What you need to do
Retype every entry exactly, character for character.

Material provided
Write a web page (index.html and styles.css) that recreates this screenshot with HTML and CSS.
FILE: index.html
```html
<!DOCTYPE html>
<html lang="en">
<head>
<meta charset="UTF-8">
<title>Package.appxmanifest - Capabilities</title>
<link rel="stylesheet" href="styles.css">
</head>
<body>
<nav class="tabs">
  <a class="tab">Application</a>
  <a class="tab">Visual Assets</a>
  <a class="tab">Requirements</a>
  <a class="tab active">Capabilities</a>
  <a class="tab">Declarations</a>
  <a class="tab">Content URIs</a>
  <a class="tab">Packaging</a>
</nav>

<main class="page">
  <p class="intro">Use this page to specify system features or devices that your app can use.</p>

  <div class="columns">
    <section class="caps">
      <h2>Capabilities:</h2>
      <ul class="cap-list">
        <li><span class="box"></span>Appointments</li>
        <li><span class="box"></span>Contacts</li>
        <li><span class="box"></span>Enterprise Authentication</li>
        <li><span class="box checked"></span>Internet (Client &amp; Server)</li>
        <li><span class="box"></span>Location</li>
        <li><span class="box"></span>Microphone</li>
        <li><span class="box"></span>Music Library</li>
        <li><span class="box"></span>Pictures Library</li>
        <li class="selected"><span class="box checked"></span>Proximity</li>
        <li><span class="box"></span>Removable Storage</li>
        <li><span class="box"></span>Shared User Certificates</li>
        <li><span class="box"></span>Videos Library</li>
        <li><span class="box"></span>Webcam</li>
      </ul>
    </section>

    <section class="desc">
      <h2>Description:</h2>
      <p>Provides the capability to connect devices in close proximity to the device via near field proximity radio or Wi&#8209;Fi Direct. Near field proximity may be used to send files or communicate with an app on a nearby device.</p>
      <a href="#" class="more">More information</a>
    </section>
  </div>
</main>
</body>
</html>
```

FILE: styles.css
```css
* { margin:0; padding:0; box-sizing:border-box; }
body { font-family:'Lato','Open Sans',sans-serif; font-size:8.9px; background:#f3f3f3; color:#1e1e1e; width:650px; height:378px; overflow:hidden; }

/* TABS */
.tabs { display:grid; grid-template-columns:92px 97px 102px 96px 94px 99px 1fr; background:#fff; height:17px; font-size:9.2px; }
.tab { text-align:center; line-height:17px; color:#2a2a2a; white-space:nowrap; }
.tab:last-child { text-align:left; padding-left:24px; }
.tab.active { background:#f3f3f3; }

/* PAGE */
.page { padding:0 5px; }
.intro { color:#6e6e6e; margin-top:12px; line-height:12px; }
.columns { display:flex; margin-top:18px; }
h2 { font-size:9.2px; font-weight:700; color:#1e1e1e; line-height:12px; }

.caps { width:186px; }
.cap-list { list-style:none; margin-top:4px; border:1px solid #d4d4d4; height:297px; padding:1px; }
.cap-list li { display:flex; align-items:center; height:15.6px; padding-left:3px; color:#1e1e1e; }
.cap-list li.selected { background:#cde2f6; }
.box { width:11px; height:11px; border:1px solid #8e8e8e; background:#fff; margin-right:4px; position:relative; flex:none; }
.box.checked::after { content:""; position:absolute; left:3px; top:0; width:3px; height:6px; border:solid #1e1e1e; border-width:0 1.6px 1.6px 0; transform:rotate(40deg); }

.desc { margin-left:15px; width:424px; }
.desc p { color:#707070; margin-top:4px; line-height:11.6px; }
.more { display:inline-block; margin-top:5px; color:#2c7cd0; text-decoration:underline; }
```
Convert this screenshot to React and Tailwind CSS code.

Exercise result
Write a web page (index.html and styles.css) that recreates this screenshot with HTML and CSS.
FILE: index.html
```html
<!DOCTYPE html>
<html lang="en">
<head>
<meta charset="UTF-8">
<title>Package.appxmanifest - Capabilities</title>
<link rel="stylesheet" href="styles.css">
</head>
<body>
<nav class="tabs">
  <a class="tab">Application</a>
  <a class="tab">Visual Assets</a>
  <a class="tab">Requirements</a>
  <a class="tab active">Capabilities</a>
  <a class="tab">Declarations</a>
  <a class="tab">Content URIs</a>
  <a class="tab">Packaging</a>
</nav>

<main class="page">
  <p class="intro">Use this page to specify system features or devices that your app can use.</p>

  <div class="columns">
    <section class="caps">
      <h2>Capabilities:</h2>
      <ul class="cap-list">
        <li><span class="box"></span>Appointments</li>
        <li><span class="box"></span>Contacts</li>
        <li><span class="box"></span>Enterprise Authentication</li>
        <li><span class="box checked"></span>Internet (Client &amp; Server)</li>
        <li><span class="box"></span>Location</li>
        <li><span class="box"></span>Microphone</li>
        <li><span class="box"></span>Music Library</li>
        <li><span class="box"></span>Pictures Library</li>
        <li class="selected"><span class="box checked"></span>Proximity</li>
        <li><span class="box"></span>Removable Storage</li>
        <li><span class="box"></span>Shared User Certificates</li>
        <li><span class="box"></span>Videos Library</li>
        <li><span class="box"></span>Webcam</li>
      </ul>
    </section>

    <section class="desc">
      <h2>Description:</h2>
      <p>Provides the capability to connect devices in close proximity to the device via near field proximity radio or Wi&#8209;Fi Direct. Near field proximity may be used to send files or communicate with an app on a nearby device.</p>
      <a href="#" class="more">More information</a>
    </section>
  </div>
</main>
</body>
</html>
```

FILE: styles.css
```css
* { margin:0; padding:0; box-sizing:border-box; }
body { font-family:'Lato','Open Sans',sans-serif; font-size:8.9px; background:#f3f3f3; color:#1e1e1e; width:650px; height:378px; overflow:hidden; }

/* TABS */
.tabs { display:grid; grid-template-columns:92px 97px 102px 96px 94px 99px 1fr; background:#fff; height:17px; font-size:9.2px; }
.tab { text-align:center; line-height:17px; color:#2a2a2a; white-space:nowrap; }
.tab:last-child { text-align:left; padding-left:24px; }
.tab.active { background:#f3f3f3; }

/* PAGE */
.page { padding:0 5px; }
.intro { color:#6e6e6e; margin-top:12px; line-height:12px; }
.columns { display:flex; margin-top:18px; }
h2 { font-size:9.2px; font-weight:700; color:#1e1e1e; line-height:12px; }

.caps { width:186px; }
.cap-list { list-style:none; margin-top:4px; border:1px solid #d4d4d4; height:297px; padding:1px; }
.cap-list li { display:flex; align-items:center; height:15.6px; padding-left:3px; color:#1e1e1e; }
.cap-list li.selected { background:#cde2f6; }
.box { width:11px; height:11px; border:1px solid #8e8e8e; background:#fff; margin-right:4px; position:relative; flex:none; }
.box.checked::after { content:""; position:absolute; left:3px; top:0; width:3px; height:6px; border:solid #1e1e1e; border-width:0 1.6px 1.6px 0; transform:rotate(40deg); }

.desc { margin-left:15px; width:424px; }
.desc p { color:#707070; margin-top:4px; line-height:11.6px; }
.more { display:inline-block; margin-top:5px; color:#2c7cd0; text-decoration:underline; }
```
Convert this screenshot to React and Tailwind CSS code.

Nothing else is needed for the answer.